=== DATA ===
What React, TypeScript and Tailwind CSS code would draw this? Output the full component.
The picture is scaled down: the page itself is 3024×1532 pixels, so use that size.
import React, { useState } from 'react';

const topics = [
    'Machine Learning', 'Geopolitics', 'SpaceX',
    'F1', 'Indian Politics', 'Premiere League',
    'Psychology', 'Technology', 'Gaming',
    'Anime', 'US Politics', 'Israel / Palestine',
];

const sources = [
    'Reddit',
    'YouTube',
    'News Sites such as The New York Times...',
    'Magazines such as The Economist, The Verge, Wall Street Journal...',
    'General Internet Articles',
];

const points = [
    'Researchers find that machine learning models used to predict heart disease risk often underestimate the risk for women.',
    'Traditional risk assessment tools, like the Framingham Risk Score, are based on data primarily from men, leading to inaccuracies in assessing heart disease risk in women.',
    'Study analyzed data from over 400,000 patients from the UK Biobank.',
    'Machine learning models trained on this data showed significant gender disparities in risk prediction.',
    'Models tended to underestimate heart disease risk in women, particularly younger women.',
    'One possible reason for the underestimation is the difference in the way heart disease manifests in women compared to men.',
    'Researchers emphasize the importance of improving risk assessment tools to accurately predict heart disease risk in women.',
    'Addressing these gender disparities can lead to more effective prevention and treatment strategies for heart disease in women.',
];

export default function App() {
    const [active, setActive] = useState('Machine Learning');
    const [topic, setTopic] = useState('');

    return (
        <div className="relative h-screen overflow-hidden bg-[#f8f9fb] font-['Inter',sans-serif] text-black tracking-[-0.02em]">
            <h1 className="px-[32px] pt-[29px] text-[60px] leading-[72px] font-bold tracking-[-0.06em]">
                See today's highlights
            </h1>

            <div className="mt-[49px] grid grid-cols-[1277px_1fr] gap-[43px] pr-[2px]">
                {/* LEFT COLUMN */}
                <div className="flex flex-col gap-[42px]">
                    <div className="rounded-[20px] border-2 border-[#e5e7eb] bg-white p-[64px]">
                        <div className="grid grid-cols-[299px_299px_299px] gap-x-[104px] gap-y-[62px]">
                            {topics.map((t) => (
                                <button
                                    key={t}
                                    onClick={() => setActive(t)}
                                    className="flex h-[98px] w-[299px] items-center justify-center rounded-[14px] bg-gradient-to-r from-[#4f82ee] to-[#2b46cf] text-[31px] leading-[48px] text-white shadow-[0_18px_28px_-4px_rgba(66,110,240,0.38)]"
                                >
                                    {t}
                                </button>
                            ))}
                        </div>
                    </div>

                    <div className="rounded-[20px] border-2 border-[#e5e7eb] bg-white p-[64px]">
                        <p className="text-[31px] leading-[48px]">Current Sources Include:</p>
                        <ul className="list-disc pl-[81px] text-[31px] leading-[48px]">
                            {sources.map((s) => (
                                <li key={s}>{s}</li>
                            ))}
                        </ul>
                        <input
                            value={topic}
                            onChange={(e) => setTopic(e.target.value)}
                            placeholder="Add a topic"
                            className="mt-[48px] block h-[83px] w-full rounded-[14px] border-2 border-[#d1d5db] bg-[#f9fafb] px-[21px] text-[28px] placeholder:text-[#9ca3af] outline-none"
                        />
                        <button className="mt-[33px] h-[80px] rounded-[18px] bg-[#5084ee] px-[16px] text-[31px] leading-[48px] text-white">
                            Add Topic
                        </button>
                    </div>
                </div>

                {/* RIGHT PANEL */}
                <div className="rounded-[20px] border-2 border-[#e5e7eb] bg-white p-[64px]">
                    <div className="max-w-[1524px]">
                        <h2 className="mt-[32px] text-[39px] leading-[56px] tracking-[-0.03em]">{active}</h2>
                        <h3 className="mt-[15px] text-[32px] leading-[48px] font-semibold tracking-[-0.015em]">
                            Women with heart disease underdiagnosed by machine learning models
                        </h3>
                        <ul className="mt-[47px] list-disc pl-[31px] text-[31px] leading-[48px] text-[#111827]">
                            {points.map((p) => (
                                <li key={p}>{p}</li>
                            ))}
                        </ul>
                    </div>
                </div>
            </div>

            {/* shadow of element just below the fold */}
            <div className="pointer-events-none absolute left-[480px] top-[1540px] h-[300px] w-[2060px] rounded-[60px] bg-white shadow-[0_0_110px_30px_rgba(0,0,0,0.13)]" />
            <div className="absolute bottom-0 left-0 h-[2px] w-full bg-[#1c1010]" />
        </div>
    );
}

---

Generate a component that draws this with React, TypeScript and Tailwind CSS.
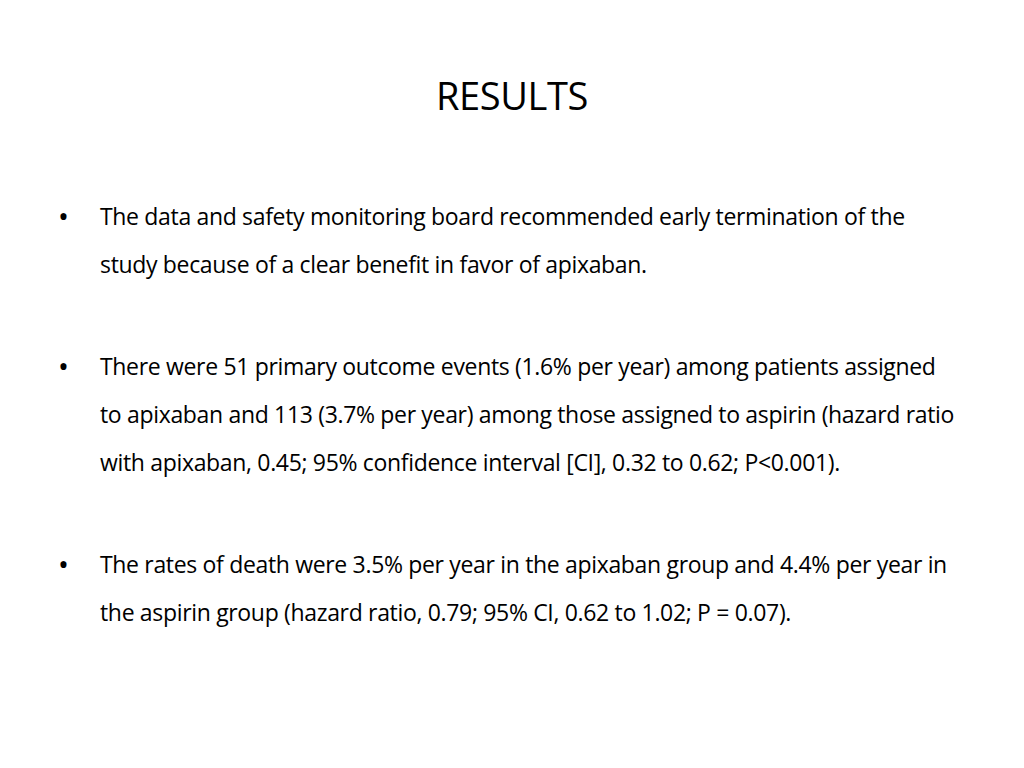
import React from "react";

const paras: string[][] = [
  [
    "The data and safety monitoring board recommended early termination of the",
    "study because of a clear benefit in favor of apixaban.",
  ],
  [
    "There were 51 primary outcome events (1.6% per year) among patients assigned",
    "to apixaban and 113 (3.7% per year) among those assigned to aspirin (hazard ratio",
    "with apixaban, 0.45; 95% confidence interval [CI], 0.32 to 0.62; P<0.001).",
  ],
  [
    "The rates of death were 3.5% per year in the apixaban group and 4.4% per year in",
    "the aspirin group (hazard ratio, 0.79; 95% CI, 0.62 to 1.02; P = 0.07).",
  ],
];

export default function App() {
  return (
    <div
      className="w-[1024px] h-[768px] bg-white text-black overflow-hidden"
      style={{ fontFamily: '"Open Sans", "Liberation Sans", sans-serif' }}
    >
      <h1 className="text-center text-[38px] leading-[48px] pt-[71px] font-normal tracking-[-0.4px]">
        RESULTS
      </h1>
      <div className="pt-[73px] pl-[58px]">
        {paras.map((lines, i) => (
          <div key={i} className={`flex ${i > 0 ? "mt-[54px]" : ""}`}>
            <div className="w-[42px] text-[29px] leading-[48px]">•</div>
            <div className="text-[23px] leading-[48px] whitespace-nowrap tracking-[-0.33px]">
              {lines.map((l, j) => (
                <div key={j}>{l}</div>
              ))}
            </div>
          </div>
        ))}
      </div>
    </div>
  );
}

* * *

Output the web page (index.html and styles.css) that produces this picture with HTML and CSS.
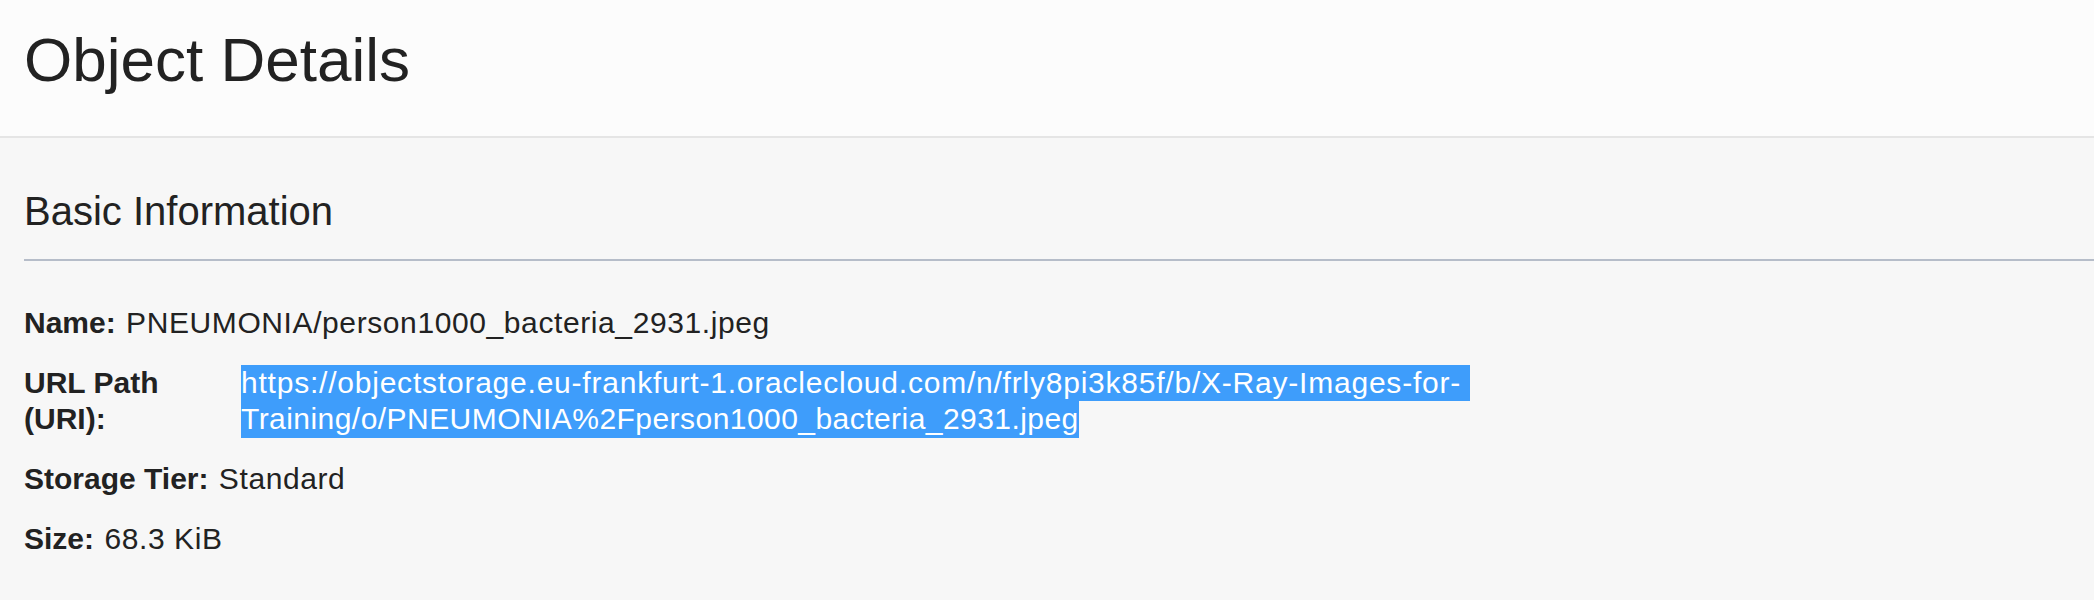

=== STATED TASK ===
Every line from the one containing "Generate a component" through the one containing "import React from" should be quoted exactly, and no other lines; keep pictures out of the copy.

=== SOLVED PROBLEM ===
Generate a component that draws this with React, TypeScript and Tailwind CSS.
import React from "react";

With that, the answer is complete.